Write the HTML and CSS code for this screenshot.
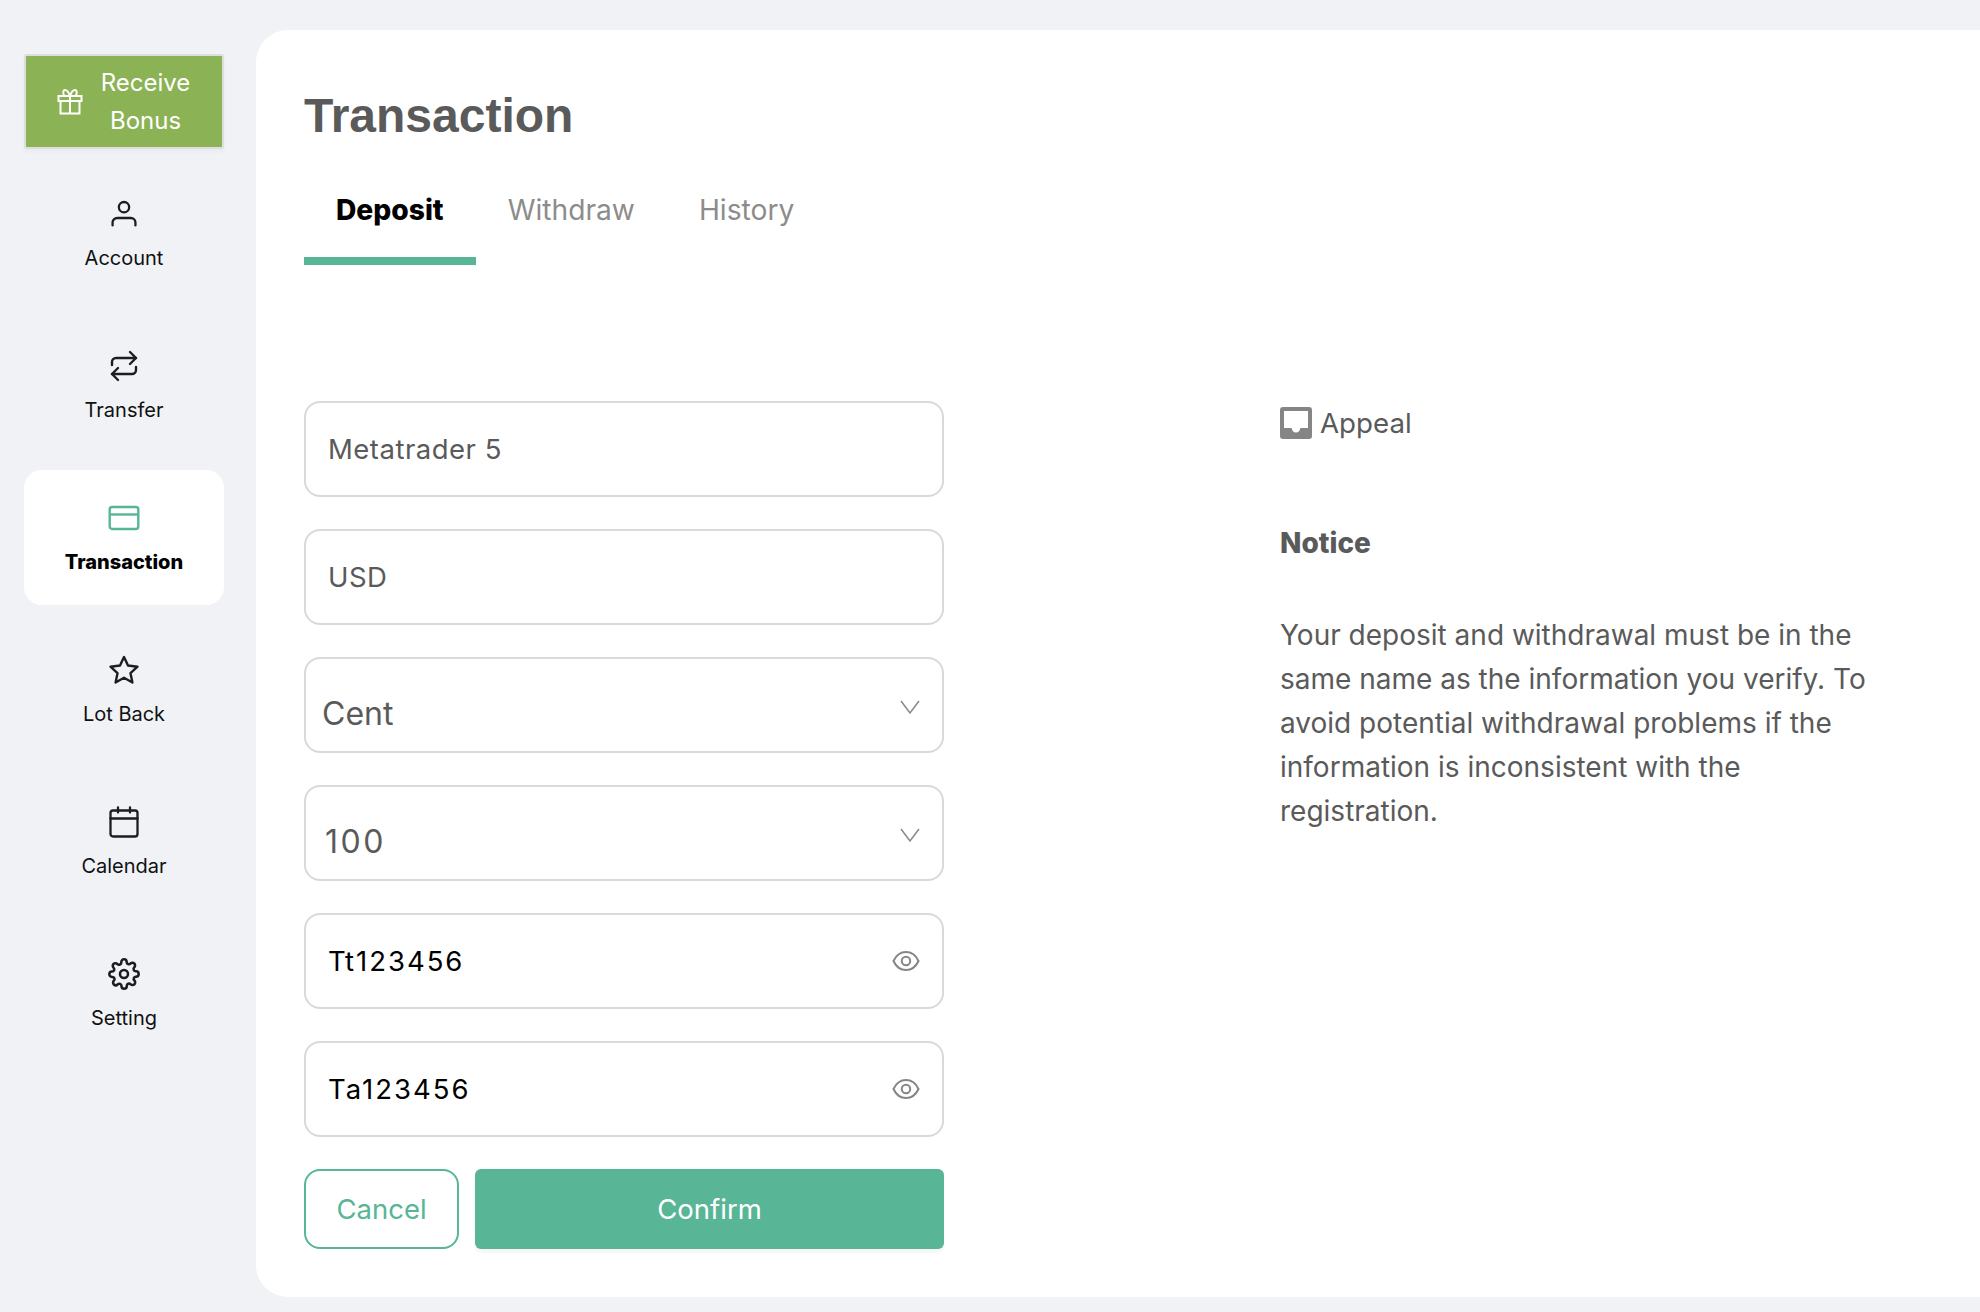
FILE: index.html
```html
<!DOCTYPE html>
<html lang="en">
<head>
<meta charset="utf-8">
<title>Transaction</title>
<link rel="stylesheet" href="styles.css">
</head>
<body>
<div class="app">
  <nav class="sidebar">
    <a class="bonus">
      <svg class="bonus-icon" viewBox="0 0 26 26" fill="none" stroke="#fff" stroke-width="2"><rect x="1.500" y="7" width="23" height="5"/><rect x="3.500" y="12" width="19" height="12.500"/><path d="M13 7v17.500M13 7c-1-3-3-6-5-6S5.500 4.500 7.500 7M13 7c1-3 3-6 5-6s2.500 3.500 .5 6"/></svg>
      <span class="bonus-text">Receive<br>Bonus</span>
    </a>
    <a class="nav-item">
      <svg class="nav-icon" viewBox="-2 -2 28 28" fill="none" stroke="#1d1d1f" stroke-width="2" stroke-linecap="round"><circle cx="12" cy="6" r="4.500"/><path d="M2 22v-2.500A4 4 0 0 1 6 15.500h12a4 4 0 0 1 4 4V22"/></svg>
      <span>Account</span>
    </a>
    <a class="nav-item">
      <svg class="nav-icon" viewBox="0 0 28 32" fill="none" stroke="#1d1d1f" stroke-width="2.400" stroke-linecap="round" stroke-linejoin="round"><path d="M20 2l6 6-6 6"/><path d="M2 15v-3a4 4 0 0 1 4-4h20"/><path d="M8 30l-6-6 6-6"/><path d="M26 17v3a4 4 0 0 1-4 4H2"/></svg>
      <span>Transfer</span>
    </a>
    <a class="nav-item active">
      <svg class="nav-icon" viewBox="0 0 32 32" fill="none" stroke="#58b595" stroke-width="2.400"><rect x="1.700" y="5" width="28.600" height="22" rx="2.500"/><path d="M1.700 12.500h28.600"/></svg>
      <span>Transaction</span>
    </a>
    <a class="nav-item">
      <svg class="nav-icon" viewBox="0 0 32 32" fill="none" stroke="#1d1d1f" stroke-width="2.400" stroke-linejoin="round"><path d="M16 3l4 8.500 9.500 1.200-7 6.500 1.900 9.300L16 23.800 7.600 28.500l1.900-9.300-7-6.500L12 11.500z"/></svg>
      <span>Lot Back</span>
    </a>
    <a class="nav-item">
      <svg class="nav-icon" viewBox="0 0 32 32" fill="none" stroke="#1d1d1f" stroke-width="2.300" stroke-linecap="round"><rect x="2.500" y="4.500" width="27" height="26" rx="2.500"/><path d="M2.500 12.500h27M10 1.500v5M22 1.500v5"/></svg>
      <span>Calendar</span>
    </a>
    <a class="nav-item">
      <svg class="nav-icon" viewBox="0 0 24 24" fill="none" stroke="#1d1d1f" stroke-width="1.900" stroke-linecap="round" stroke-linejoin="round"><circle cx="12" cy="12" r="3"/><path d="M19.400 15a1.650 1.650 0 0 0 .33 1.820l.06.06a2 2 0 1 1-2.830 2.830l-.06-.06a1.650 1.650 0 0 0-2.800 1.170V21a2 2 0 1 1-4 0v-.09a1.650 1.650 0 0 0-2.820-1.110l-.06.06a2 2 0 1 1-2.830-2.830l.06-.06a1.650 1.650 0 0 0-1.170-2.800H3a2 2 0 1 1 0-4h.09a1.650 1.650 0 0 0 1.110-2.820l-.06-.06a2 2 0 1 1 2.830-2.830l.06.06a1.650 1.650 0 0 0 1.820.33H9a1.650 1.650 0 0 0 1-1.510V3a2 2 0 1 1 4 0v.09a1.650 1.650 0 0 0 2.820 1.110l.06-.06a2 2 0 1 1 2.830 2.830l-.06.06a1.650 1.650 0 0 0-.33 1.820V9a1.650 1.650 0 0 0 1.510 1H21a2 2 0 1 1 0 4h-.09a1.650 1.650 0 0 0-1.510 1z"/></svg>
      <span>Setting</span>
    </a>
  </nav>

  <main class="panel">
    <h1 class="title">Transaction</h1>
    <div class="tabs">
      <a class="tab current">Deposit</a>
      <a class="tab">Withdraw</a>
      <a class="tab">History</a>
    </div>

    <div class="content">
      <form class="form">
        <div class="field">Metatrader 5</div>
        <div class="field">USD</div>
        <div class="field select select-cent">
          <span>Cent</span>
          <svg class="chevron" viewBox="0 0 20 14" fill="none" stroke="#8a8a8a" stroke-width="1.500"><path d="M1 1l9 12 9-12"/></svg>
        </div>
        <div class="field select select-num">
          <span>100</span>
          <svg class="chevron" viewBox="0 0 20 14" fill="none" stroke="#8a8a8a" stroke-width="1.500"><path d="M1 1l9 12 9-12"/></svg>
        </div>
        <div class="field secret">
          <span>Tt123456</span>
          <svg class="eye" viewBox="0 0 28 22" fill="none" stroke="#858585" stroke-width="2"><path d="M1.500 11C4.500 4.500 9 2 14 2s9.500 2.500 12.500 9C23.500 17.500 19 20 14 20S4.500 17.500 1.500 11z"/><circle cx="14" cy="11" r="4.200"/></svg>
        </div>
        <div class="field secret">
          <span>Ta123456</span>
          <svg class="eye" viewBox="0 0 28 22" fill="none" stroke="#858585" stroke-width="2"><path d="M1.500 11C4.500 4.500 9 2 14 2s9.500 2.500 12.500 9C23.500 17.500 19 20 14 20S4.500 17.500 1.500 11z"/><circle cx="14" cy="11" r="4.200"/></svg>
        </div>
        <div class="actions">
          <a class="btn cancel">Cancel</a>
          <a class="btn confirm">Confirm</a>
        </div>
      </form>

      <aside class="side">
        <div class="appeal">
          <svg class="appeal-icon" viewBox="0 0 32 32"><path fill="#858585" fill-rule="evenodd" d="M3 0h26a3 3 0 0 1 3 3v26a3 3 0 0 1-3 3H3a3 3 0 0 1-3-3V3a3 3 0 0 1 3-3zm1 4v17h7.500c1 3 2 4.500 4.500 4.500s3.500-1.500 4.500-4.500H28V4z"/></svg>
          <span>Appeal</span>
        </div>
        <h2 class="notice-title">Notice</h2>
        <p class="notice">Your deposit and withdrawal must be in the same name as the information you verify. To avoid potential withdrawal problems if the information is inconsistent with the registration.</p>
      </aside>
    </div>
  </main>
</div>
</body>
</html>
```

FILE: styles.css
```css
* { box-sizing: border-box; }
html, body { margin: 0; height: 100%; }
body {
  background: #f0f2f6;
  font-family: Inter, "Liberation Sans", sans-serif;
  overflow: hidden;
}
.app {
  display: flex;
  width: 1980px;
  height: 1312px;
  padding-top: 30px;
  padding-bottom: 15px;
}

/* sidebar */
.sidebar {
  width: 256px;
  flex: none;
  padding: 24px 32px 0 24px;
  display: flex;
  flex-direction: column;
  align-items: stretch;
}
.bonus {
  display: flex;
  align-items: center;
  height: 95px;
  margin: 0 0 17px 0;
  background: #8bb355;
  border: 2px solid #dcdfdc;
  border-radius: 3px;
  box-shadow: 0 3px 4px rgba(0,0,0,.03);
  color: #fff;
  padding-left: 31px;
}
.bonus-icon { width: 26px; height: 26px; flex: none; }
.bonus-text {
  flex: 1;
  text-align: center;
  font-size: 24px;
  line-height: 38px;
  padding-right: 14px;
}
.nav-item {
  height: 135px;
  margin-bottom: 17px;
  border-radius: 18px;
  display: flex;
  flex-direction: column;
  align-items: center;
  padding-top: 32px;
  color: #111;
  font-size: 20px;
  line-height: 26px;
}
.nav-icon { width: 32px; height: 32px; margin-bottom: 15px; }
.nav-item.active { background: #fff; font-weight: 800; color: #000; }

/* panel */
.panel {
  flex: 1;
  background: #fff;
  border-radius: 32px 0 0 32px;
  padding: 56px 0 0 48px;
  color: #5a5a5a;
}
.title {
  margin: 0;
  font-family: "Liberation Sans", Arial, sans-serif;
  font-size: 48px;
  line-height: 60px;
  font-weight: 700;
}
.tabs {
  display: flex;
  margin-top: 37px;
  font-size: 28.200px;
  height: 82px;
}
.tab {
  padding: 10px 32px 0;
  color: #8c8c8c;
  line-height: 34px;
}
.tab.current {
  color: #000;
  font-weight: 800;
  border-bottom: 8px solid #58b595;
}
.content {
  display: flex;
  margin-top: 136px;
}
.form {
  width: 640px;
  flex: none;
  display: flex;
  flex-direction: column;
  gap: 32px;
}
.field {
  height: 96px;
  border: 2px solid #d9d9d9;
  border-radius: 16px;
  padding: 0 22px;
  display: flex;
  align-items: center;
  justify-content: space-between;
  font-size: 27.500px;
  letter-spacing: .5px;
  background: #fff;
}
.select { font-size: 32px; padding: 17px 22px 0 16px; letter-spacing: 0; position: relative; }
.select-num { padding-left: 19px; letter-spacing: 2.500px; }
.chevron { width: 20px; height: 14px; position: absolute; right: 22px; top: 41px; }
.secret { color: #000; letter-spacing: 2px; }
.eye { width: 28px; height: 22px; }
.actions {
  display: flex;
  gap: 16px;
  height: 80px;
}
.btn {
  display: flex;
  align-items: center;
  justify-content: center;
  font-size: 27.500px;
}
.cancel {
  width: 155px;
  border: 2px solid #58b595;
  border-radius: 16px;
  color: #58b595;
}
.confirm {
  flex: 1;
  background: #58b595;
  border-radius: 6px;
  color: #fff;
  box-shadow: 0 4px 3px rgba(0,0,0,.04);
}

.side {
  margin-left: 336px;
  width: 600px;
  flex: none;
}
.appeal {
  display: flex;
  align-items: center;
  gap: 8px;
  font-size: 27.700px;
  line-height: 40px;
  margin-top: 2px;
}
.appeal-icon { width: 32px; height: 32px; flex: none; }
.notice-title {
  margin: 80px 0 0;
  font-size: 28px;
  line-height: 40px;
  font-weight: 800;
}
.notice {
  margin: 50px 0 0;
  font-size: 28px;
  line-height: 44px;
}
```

◇ ◇ ◇ ◇

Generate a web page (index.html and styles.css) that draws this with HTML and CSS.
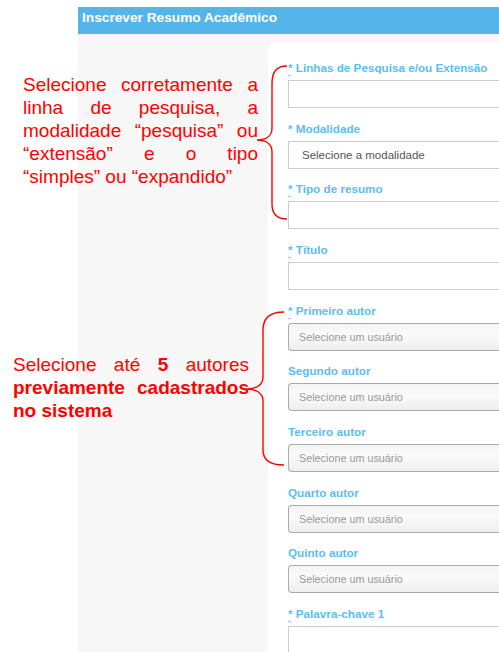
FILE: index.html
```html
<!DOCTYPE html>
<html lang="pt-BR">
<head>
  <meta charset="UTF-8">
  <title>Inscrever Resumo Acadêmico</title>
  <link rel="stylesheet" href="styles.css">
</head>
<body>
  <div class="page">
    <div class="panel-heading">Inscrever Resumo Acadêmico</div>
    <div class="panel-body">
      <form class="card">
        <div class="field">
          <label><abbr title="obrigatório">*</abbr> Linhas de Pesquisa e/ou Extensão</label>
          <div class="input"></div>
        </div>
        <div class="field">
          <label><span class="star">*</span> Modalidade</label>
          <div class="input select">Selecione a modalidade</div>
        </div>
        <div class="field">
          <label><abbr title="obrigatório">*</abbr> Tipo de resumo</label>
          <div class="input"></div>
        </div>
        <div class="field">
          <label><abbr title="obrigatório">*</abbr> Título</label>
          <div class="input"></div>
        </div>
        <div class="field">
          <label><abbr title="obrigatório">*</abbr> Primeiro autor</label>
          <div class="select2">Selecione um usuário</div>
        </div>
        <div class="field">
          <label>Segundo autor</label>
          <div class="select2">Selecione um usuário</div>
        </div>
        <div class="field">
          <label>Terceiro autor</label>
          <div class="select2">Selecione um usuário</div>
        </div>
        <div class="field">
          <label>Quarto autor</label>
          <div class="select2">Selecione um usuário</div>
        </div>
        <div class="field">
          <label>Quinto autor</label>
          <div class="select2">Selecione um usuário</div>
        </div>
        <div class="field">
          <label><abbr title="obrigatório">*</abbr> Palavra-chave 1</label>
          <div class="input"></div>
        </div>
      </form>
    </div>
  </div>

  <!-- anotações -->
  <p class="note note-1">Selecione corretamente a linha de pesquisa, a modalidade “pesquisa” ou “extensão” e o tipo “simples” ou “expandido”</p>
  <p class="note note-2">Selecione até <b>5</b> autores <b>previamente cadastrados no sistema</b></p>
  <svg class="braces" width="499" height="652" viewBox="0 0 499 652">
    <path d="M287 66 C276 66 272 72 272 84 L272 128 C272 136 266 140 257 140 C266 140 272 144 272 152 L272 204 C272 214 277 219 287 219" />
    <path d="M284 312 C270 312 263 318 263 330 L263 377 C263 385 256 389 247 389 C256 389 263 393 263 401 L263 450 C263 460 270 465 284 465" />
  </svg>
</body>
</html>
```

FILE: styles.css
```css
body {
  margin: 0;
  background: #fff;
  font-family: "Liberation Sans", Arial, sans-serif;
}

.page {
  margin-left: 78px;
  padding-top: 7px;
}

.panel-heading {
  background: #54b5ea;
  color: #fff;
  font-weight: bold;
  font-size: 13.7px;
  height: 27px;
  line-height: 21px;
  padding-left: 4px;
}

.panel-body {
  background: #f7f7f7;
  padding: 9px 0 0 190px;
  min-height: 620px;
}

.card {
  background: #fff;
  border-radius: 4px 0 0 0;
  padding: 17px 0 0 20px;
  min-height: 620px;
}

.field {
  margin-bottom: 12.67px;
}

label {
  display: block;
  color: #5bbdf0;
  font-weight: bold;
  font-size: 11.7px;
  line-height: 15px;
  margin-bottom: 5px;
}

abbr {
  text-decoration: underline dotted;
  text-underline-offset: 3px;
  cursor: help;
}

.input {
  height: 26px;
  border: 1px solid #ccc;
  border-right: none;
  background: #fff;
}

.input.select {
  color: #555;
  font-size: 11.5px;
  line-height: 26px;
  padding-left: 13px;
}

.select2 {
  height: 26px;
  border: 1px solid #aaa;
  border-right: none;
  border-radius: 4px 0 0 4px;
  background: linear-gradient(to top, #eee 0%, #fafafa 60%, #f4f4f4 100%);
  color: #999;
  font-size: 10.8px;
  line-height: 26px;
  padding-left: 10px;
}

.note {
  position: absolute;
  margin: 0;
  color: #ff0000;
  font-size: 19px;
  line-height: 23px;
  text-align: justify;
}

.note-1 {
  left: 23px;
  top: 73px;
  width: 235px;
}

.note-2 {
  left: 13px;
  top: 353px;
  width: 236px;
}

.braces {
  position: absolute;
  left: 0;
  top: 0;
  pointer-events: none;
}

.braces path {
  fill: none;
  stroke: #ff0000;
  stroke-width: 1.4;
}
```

◇ ◇ ◇ ◇

▶ **Task goal**
Scan the records for the string "styles". Copy each line in which it appears.

▶ **Result of this task**
<link rel="stylesheet" href="styles.css">
FILE: styles.css
Generate a web page (index.html and styles.css) that draws this with HTML and CSS.
  <link rel="stylesheet" href="styles.css">
FILE: styles.css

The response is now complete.